Despite his disagreements with aspects of Müller’s work and with a variety of linguistic principles in the works of well-known European scholars such as Wilhelm von Humboldt, Richard Lepsius, August Schleicher, and Chaim Steinthal, Whitney’s work was generally well received abroad. His linguistic books were promptly translated into several European languages, circulated widely, and referred to in the publications and teachings of major European linguists such as Karl Brugmann, Jan Baudouin de Courtenay, F. F. Fortunatov, and Ferdinand de Saussure. At home in the United States, Whitney was an influential builder of scholarly institutions, elected early in life to the American Oriental Society (1850) in which he held the offices of librarian (1855-1873), corresponding secretary and editor (1857-1884), and president (1884-1890). He also served as a cofounder and the first president of the American Philological Association (1869-1870), and he held membership in the Modern Language Association of America, the American Dialect Society, and the Spelling Reform Association. Whitney died in New Haven, Connecticut.
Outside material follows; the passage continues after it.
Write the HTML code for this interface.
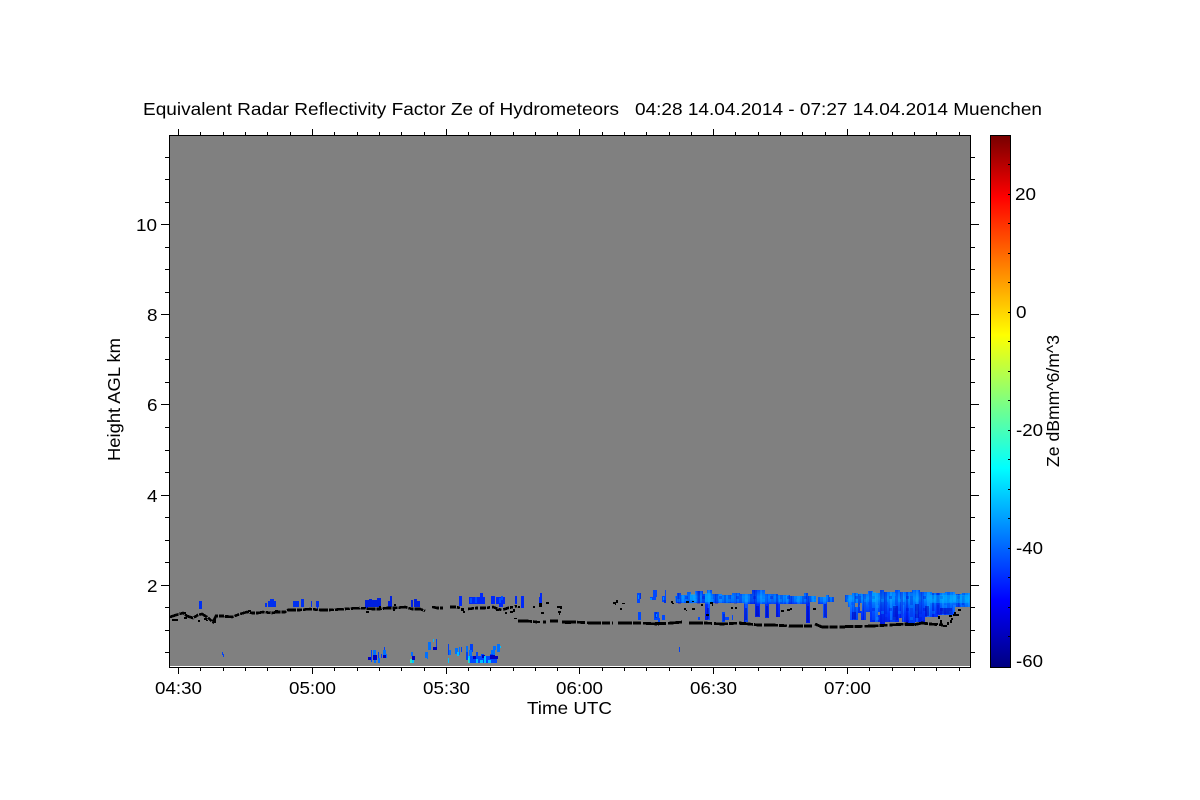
<!DOCTYPE html>
<html>
<head>
<meta charset="utf-8">
<title>Equivalent Radar Reflectivity Factor Ze of Hydrometeors</title>
<style>
html,body{margin:0;padding:0;background:#fff;width:1200px;height:800px;overflow:hidden}
svg{display:block}
text{font-family:"Liberation Sans",Arial,sans-serif;font-size:17.5px;fill:#000}
</style>
</head>
<body>
<svg width="1200" height="800" viewBox="0 0 1200 800" xmlns="http://www.w3.org/2000/svg">
<defs>
<linearGradient id="jet" x1="0" y1="0" x2="0" y2="1">
<stop offset="0" stop-color="#780000"/>
<stop offset=".115" stop-color="#ff0000"/>
<stop offset=".375" stop-color="#ffff00"/>
<stop offset=".625" stop-color="#00ffff"/>
<stop offset=".875" stop-color="#0000ff"/>
<stop offset="1" stop-color="#000080"/>
</linearGradient>
<linearGradient id="bandG" gradientUnits="userSpaceOnUse" x1="0" y1="590" x2="0" y2="624">
<stop offset="0" stop-color="#0048ff"/>
<stop offset=".2" stop-color="#0080ff"/>
<stop offset=".33" stop-color="#0070ff"/>
<stop offset=".42" stop-color="#0030ff"/>
<stop offset="1" stop-color="#0018e0"/>
</linearGradient>
<linearGradient id="bandR" gradientUnits="userSpaceOnUse" x1="0" y1="590" x2="0" y2="624">
<stop offset="0" stop-color="#0060ff"/>
<stop offset=".25" stop-color="#0090ff"/>
<stop offset=".45" stop-color="#0060ff"/>
<stop offset=".7" stop-color="#0034ff"/>
<stop offset="1" stop-color="#0020e8"/>
</linearGradient>
<pattern id="st1" patternUnits="userSpaceOnUse" x="0" y="0" width="26" height="40">
<rect x="0" y="0" width="3" height="40" fill="#0020e0" fill-opacity=".5"/>
<rect x="6" y="0" width="2" height="40" fill="#20c0ff" fill-opacity=".3"/>
<rect x="11" y="0" width="3" height="40" fill="#0030f0" fill-opacity=".45"/>
<rect x="17" y="0" width="3" height="40" fill="#30c8ff" fill-opacity=".25"/>
<rect x="22" y="0" width="2" height="40" fill="#0000c0" fill-opacity=".35"/>
</pattern>
<pattern id="st2" patternUnits="userSpaceOnUse" x="0" y="0" width="37" height="40">
<rect x="2" y="0" width="5" height="40" fill="#00b0ff" fill-opacity=".2"/>
<rect x="12" y="0" width="3" height="40" fill="#0000d0" fill-opacity=".35"/>
<rect x="21" y="0" width="6" height="40" fill="#00a0ff" fill-opacity=".2"/>
<rect x="31" y="0" width="3" height="40" fill="#0010d0" fill-opacity=".3"/>
</pattern>
<pattern id="st3" patternUnits="userSpaceOnUse" x="1" y="590" width="17" height="12">
<rect x="0" y="0" width="3" height="3" fill="#0040ff" fill-opacity=".4"/>
<rect x="8" y="3" width="3" height="3" fill="#00a0ff" fill-opacity=".35"/>
<rect x="4" y="6" width="3" height="3" fill="#0000d8" fill-opacity=".35"/>
<rect x="13" y="9" width="3" height="3" fill="#00b0ff" fill-opacity=".3"/>
</pattern>
</defs>

<!-- plot background -->
<rect x="170" y="136" width="800" height="530" fill="#808080"/>
<rect x="170" y="666" width="800" height="1" fill="#fff"/>

<g shape-rendering="crispEdges">
<!-- upper sparse echoes -->
<path fill="#0030f0" d="M199 601h3v8h-3zM265 603h2v4h-2zM268 601h8v6h-8zM270 599h4v2h-4zM293 601h6v6h-6zM301 599h3v8h-3zM311 601h1v6h-1zM316 601h3v6h-3zM317 607h1v2h-1z"/>
<path fill="#0020e0" d="M365 600h16v7h-16zM365 607h3v1h-3zM369 599h3v1h-3zM377 598h4v2h-4zM388 601h4v6h-4zM390 596h2v5h-2zM411 600h2v7h-2zM414 599h3v8h-3zM417 601h3v6h-3z"/>
<path fill="#0028f8" d="M459 596h3v10h-3zM469 597h16v7h-16zM480 593h3v4h-3zM491 596h4v8h-4zM496 597h9v7h-9zM499 604h4v3h-4zM515 596h2v8h-2zM521 596h3v12h-3zM539 597h3v8h-3zM540 593h2v4h-2z"/>
<path fill="#0050ff" d="M470 598h2v5h-2zM475 597h2v6h-2zM499 598h2v5h-2zM501 596h2v4h-2z"/>

<!-- lower cluster -->
<path fill="#0040f8" d="M371 650h1v12h-1zM222 652h1v3h-1zM223 654h1v3h-1zM378 652h1v6h-1zM381 654h1v4h-1zM384 647h1v11h-1zM448 644h1v11h-1zM436 639h1v11h-1zM466 652h2v8h-2zM470 644h3v8h-3zM461 647h1v5h-1zM679 647h1v5h-1z"/>
<path fill="#0070ff" d="M373 650h3v5h-3zM374 660h2v3h-2zM378 658h2v5h-2zM383 650h3v5h-3zM386 654h1v4h-1zM411 652h2v4h-2zM428 642h3v8h-3zM425 652h3v6h-3zM427 656h1v3h-1zM455 648h3v6h-3zM459 647h1v8h-1zM449 650h2v5h-2zM466 646h2v6h-2zM469 650h3v8h-3zM491 650h4v5h-4zM497 644h3v8h-3zM493 646h3v4h-3z"/>
<path fill="#0048ff" d="M470 656h27v7h-27zM476 652h2v4h-2zM481 654h3v4h-3zM490 654h3v4h-3z"/>
<path fill="#0000c0" d="M368 657h3v3h-3zM373 655h4v5h-4zM383 655h3v3h-3zM412 656h3v4h-3zM433 647h4v3h-4zM473 656h3v3h-3zM482 655h3v3h-3zM490 655h5v4h-5zM494 656h4v3h-4z"/>
<path fill="#00c0ff" d="M412 660h2v3h-2zM448 658h1v5h-1zM457 652h2v4h-2zM468 656h2v7h-2zM476 659h2v4h-2zM484 656h2v7h-2zM480 660h3v3h-3zM488 660h3v3h-3zM433 639h1v3h-1zM500 646h1v2h-1z"/>
<path fill="#30e0c0" d="M410 659h2v4h-2zM468 658h1v5h-1z"/>

<!-- mid area sparse echoes -->
<path fill="#0048ff" d="M637 593h3v10h-3zM638 612h3v8h-3zM650 597h6v3h-6zM653 590h4v7h-4zM654 612h5v8h-5zM658 618h2v4h-2zM662 596h4v6h-4zM665 590h1v6h-1zM662 615h3v5h-3zM698 617h2v3h-2zM722 612h3v10h-3zM725 617h4v3h-4zM732 615h1v5h-1z"/>
<path fill="#0030e0" d="M664 600h2v3h-2zM640 593h1v6h-1zM655 612h2v6h-2zM723 614h2v7h-2z"/>
<path fill="#0090ff" d="M650 598h2v2h-2zM638 595h1v4h-1zM656 614h1v3h-1zM663 597h1v3h-1z"/>

<!-- main bands -->
<path fill="url(#bandG)" d="M675 596H677V593H681V595H687V592H691V595H695V591H703V594H707V590H712V594H722V595H732V593H740V594H752V590H765V594H778V595H790V596H804V593H808V596H816V602H810V623H806V604H780V617H776V604H769V618H765V604H760V617H755V604H748V622H744V603H710V620H705V603H676Z"/>
<path fill="url(#bandG)" d="M818 597H826V595H829V597H834V602H827V618H823V604H818Z"/>
<path fill="url(#bandR)" d="M845 595H852V593H858V594H868V591H873V593H880V590H884V592H895V590H900V592H912V590H920V592H932V593H945V592H955V594H962V593H970V607H955V615H938V617H925V622H915V624H906V622H885V624H880V622H870V612H866V620H861V613H858V620H850V607H848V602H845Z"/>
<path fill="url(#st1)" d="M675 596H677V593H681V595H687V592H691V595H695V591H703V594H707V590H712V594H722V595H732V593H740V594H752V590H765V594H778V595H790V596H804V593H808V596H816V602H810V623H806V604H780V617H776V604H769V618H765V604H760V617H755V604H748V622H744V603H710V620H705V603H676ZM818 597H826V595H829V597H834V602H827V618H823V604H818ZM845 595H852V593H858V594H868V591H873V593H880V590H884V592H895V590H900V592H912V590H920V592H932V593H945V592H955V594H962V593H970V607H955V615H938V617H925V622H915V624H906V622H885V624H880V622H870V612H866V620H861V613H858V620H850V607H848V602H845Z"/>
<path fill="url(#st2)" d="M675 596H677V593H681V595H687V592H691V595H695V591H703V594H707V590H712V594H722V595H732V593H740V594H752V590H765V594H778V595H790V596H804V593H808V596H816V602H810V604H676ZM845 595H852V593H858V594H868V591H873V593H880V590H884V592H895V590H900V592H912V590H920V592H932V593H945V592H955V594H962V593H970V607H955V615H938V617H925V622H915V624H906V622H885V624H880V622H870V612H866V620H861V613H858V620H850V607H848V602H845Z"/>
<path fill="url(#st3)" d="M675 596H816V602H676ZM845 593H970V607H955V615H938V617H925V622H870V607H845Z"/>
<path fill="#00b8ff" fill-opacity=".45" d="M930 595h39v8h-39zM705 593h6v9h-6zM690 594h5v6h-5zM872 592h4v10h-4z"/>
<path fill="#0000b8" fill-opacity=".5" d="M756 606h3v10h-3zM766 606h2v11h-2zM807 606h2v16h-2zM824 604h2v13h-2zM745 608h2v12h-2zM707 608h2v11h-2zM893 606h5v14h-5zM915 604h4v14h-4zM925 606h4v10h-4zM940 608h12v6h-12zM852 612h4v7h-4z"/>
<path fill="#808080" d="M855 603h3v4h-3zM878 612h2v3h-2zM899 618h3v4h-3zM860 603h2v8h-2z"/>

<!-- melting/ceilometer line (black) -->
<g fill="none" stroke="#000" stroke-width="3">
<path stroke-width="2.600" stroke-dasharray="9 1 5 1" d="M170 617L176 615 183 613 187 616 193 618 198 615 202 614 207 617 213 622 216 616 224 616 232 617 240 614 247 612 252 613 258 613 263 612 272 613 277 612 285 612 288 610 292 610 300 610 310 609 320 610 330 610 345 609 360 608 372 609 380 609 387 608 395 608 405 607 412 609 420 609 425 611"/>
<path stroke-width="2.600" stroke-dasharray="6 1 3 2" d="M433 607L437 608 443 608M450 607L456 607 460 608M468 609L476 608 485 608 493 607 498 609 502 610 508 608 513 607 517 606"/>
<path stroke-width="2.800" stroke-dasharray="14 1 8 2" d="M518 621L527 621 537 622M543 622L546 622M550 621L558 621M562 622L575 622 590 623 613 623M618 623L640 623 657 624 672 623 683 622M689 623L705 623 722 624 740 623 758 625 773 625 790 626 812 626M815 624L822 627 840 627 873 626 890 625 907 624 913 625 922 623 930 624 943 625"/>
</g>
<path fill="#000" d="M172 619h6v2h-6zM184 617h3v2h-3zM214 619h2v4h-2zM182 612h4v2h-4zM198 620h2v2h-2zM204 618h3v2h-3zM206 620h2v1h-2zM225 616h3v2h-3zM248 610h3v2h-3zM275 610h3v2h-3zM366 611h3v2h-3zM379 606h2v3h-2zM393 607h2v4h-2zM394 604h2v2h-2zM432 606h2v2h-2zM461 608h3v3h-3zM463 611h2v2h-2zM496 609h3v2h-3zM510 611h3v2h-3zM505 612h2v2h-2zM513 609h2v3h-2zM518 606h2v2h-2zM535 621h5v2h-5zM565 622h6v2h-6zM655 622h8v3h-8zM740 622h6v3h-6zM845 625h7v3h-7zM905 623h9v3h-9z"/>
<path fill="#000" d="M533 606h2v2h-2zM539 603h3v4h-3zM546 602h3v2h-3zM541 612h3v2h-3zM557 606h3v2h-3zM560 606h2v3h-2zM558 611h3v2h-3zM559 613h1v2h-1zM613 602h3v2h-3zM615 604h1v1h-1zM616 600h2v3h-2zM622 603h3v1h-3zM620 608h2v2h-2zM671 601h2v2h-2zM672 603h2v1h-2zM686 601h3v2h-3zM692 601h2v1h-2zM684 608h2v2h-2zM686 610h1v1h-1zM692 608h3v2h-3zM701 604h2v2h-2zM710 602h3v2h-3zM712 604h1v2h-1zM706 614h3v2h-3zM731 607h2v2h-2zM735 607h2v2h-2zM781 610h3v2h-3zM787 609h3v2h-3zM790 608h2v2h-2zM813 608h3v2h-3zM514 618h3v1h-3z"/>
<path fill="#000" d="M940 620h2v5h-2zM943 625h4v2h-4zM947 622h2v3h-2zM950 620h2v3h-2zM938 616h2v3h-2zM949 615h3v2h-3zM953 614h6v2h-6zM951 618h2v2h-2zM954 612h2v2h-2zM958 609h3v2h-3zM934 623h4v2h-4z"/>

<!-- axes -->
<g fill="#000">
<rect x="169" y="135" width="802" height="1"/>
<rect x="169" y="667" width="802" height="1"/>
<rect x="169" y="135" width="1" height="533"/>
<rect x="970" y="135" width="1" height="533"/>
</g>
<path fill="none" stroke="#000" stroke-width="1" d="
M178.5 668V674M312.5 668V674M446.5 668V674M579.5 668V674M713.5 668V674M847.5 668V674
M178.5 135V129M312.5 135V129M446.5 135V129M579.5 135V129M713.5 135V129M847.5 135V129
M200.5 668v3M223.5 668v3M245.5 668v3M267.5 668v3M290.5 668v3M334.5 668v3M357.5 668v3M379.5 668v3M401.5 668v3M424.5 668v3M468.5 668v3M490.5 668v3M513.5 668v3M535.5 668v3M557.5 668v3M602.5 668v3M624.5 668v3M646.5 668v3M669.5 668v3M691.5 668v3M735.5 668v3M758.5 668v3M780.5 668v3M802.5 668v3M825.5 668v3M869.5 668v3M892.5 668v3M914.5 668v3M936.5 668v3M959.5 668v3
M200.5 135v-3M223.5 135v-3M245.5 135v-3M267.5 135v-3M290.5 135v-3M334.5 135v-3M357.5 135v-3M379.5 135v-3M401.5 135v-3M424.5 135v-3M468.5 135v-3M490.5 135v-3M513.5 135v-3M535.5 135v-3M557.5 135v-3M602.5 135v-3M624.5 135v-3M646.5 135v-3M669.5 135v-3M691.5 135v-3M735.5 135v-3M758.5 135v-3M780.5 135v-3M802.5 135v-3M825.5 135v-3M869.5 135v-3M892.5 135v-3M914.5 135v-3M936.5 135v-3M959.5 135v-3
M161 224.5h8M161 314.5h8M161 404.5h8M161 495.5h8M161 585.5h8
M971 224.5h8M971 314.5h8M971 404.5h8M971 495.5h8M971 585.5h8
M165 157.5h4M165 179.5h4M165 202.5h4M165 247.5h4M165 269.5h4M165 292.5h4M165 337.5h4M165 359.5h4M165 382.5h4M165 427.5h4M165 450.5h4M165 472.5h4M165 517.5h4M165 540.5h4M165 562.5h4M165 607.5h4M165 630.5h4M165 652.5h4
M971 157.5h4M971 179.5h4M971 202.5h4M971 247.5h4M971 269.5h4M971 292.5h4M971 337.5h4M971 359.5h4M971 382.5h4M971 427.5h4M971 450.5h4M971 472.5h4M971 517.5h4M971 540.5h4M971 562.5h4M971 607.5h4M971 630.5h4M971 652.5h4"/>

<!-- colorbar -->
<rect x="990" y="135" width="21" height="533" fill="#000"/>
<rect x="991" y="136" width="19" height="531" fill="url(#jet)"/>
<path fill="none" stroke="#000" stroke-width="1" d="M1008 164.500h2M1008 194.500h2M1008 223.500h2M1008 253.500h2M1008 282.500h2M1008 312.500h2M1008 341.500h2M1008 371.500h2M1008 400.500h2M1008 430.500h2M1008 459.500h2M1008 489.500h2M1008 518.500h2M1008 548.500h2M1008 577.500h2M1008 607.500h2M1008 636.500h2"/>
</g>

<!-- title -->
<text x="143" y="115" textLength="476" lengthAdjust="spacingAndGlyphs">Equivalent Radar Reflectivity Factor Ze of Hydrometeors</text>
<text x="635" y="115" textLength="407" lengthAdjust="spacingAndGlyphs">04:28 14.04.2014 - 07:27 14.04.2014 Muenchen</text>

<!-- y labels -->
<text x="136" y="231" textLength="21" lengthAdjust="spacingAndGlyphs">10</text>
<text x="147" y="321" textLength="10.500" lengthAdjust="spacingAndGlyphs">8</text>
<text x="147" y="411" textLength="10.500" lengthAdjust="spacingAndGlyphs">6</text>
<text x="147" y="502" textLength="10.500" lengthAdjust="spacingAndGlyphs">4</text>
<text x="147" y="592" textLength="10.500" lengthAdjust="spacingAndGlyphs">2</text>

<!-- x labels -->
<text x="155" y="694" textLength="47" lengthAdjust="spacingAndGlyphs">04:30</text>
<text x="289" y="694" textLength="47" lengthAdjust="spacingAndGlyphs">05:00</text>
<text x="423" y="694" textLength="47" lengthAdjust="spacingAndGlyphs">05:30</text>
<text x="556" y="694" textLength="47" lengthAdjust="spacingAndGlyphs">06:00</text>
<text x="690" y="694" textLength="47" lengthAdjust="spacingAndGlyphs">06:30</text>
<text x="824" y="694" textLength="47" lengthAdjust="spacingAndGlyphs">07:00</text>

<text x="527" y="714" textLength="85" lengthAdjust="spacingAndGlyphs">Time UTC</text>
<text transform="translate(120 461) rotate(-90)" textLength="123" lengthAdjust="spacingAndGlyphs">Height AGL km</text>

<!-- colorbar labels -->
<text x="1015" y="200" textLength="21" lengthAdjust="spacingAndGlyphs">20</text>
<text x="1016" y="318" textLength="10.500" lengthAdjust="spacingAndGlyphs">0</text>
<text x="1016" y="436" textLength="27" lengthAdjust="spacingAndGlyphs">-20</text>
<text x="1016" y="554" textLength="27" lengthAdjust="spacingAndGlyphs">-40</text>
<text x="1016" y="667" textLength="27" lengthAdjust="spacingAndGlyphs">-60</text>
<text transform="translate(1059 467) rotate(-90)" textLength="132" lengthAdjust="spacingAndGlyphs">Ze dBmm^6/m^3</text>
</svg>
</body>
</html>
Although little in modern American linguistics can be traced or attributed uniquely to Whitney’s work, his writings on general linguistics have continued to be regularly praised for their “sanity,” a term reflecting his clarity of style, the care he took to provide examples drawn from actual language usage in support of thoughtful, empirically based statements, and his avoidance of the “metaphysical” mysticism of some of his contemporaries. The writing table at which he stood to prepare so many of his 360 books and articles was eventually obtained by the Linguistic Society of America, founded in 1924, and is passed on to each successive editor of that society’s journal, Language, as an honor of the office.   

Bibliography

Correspondence to Whitney is held at the Yale University Archives. A brief autobiography was published in Forty Years’ Record of the Class of 1845, Williams College(1885), which Whitney edited, and is reprinted in Michael Silverstein, ed., Whitney on Language: Selected Writings of William Dwight Whitney (1971). That volume also contains Silverstein’s essay “Whitney on Language”; Roman Jakobson, “The World Response to Whitney’s Principles of Linguistic Science”; an extended excerpt from Language and the Study of Language; and eleven articles representative of Whitney’s linguistic work. For a complete bibliography of Whitney’s writings, as well as the memorial tributes at the First American Congress of Philologists in Dec. 1894, see Charles Rockwell Lanman, ed., The Whitney Memorial Meeting (1897). See also Brigitte Nerlich, Change in Language: Whitney, Bréal, and Wegener (1990), and the substantial section on Whitney in Julie Tetel Andresen, Linguistics in America, 1769-1924(1990). A discussion of Whitney is presented in Craig Christy, Uniformitarianism in Linguistics (1983), and in E. F. K. Koerner, Ferdinand de Saussure (1973). An obituary is in the American Journal of Philology 15 (1894): 271-98, and is reprinted in Thomas A. Sebeok, ed., Portraits of Linguists, vol. 1 (1966).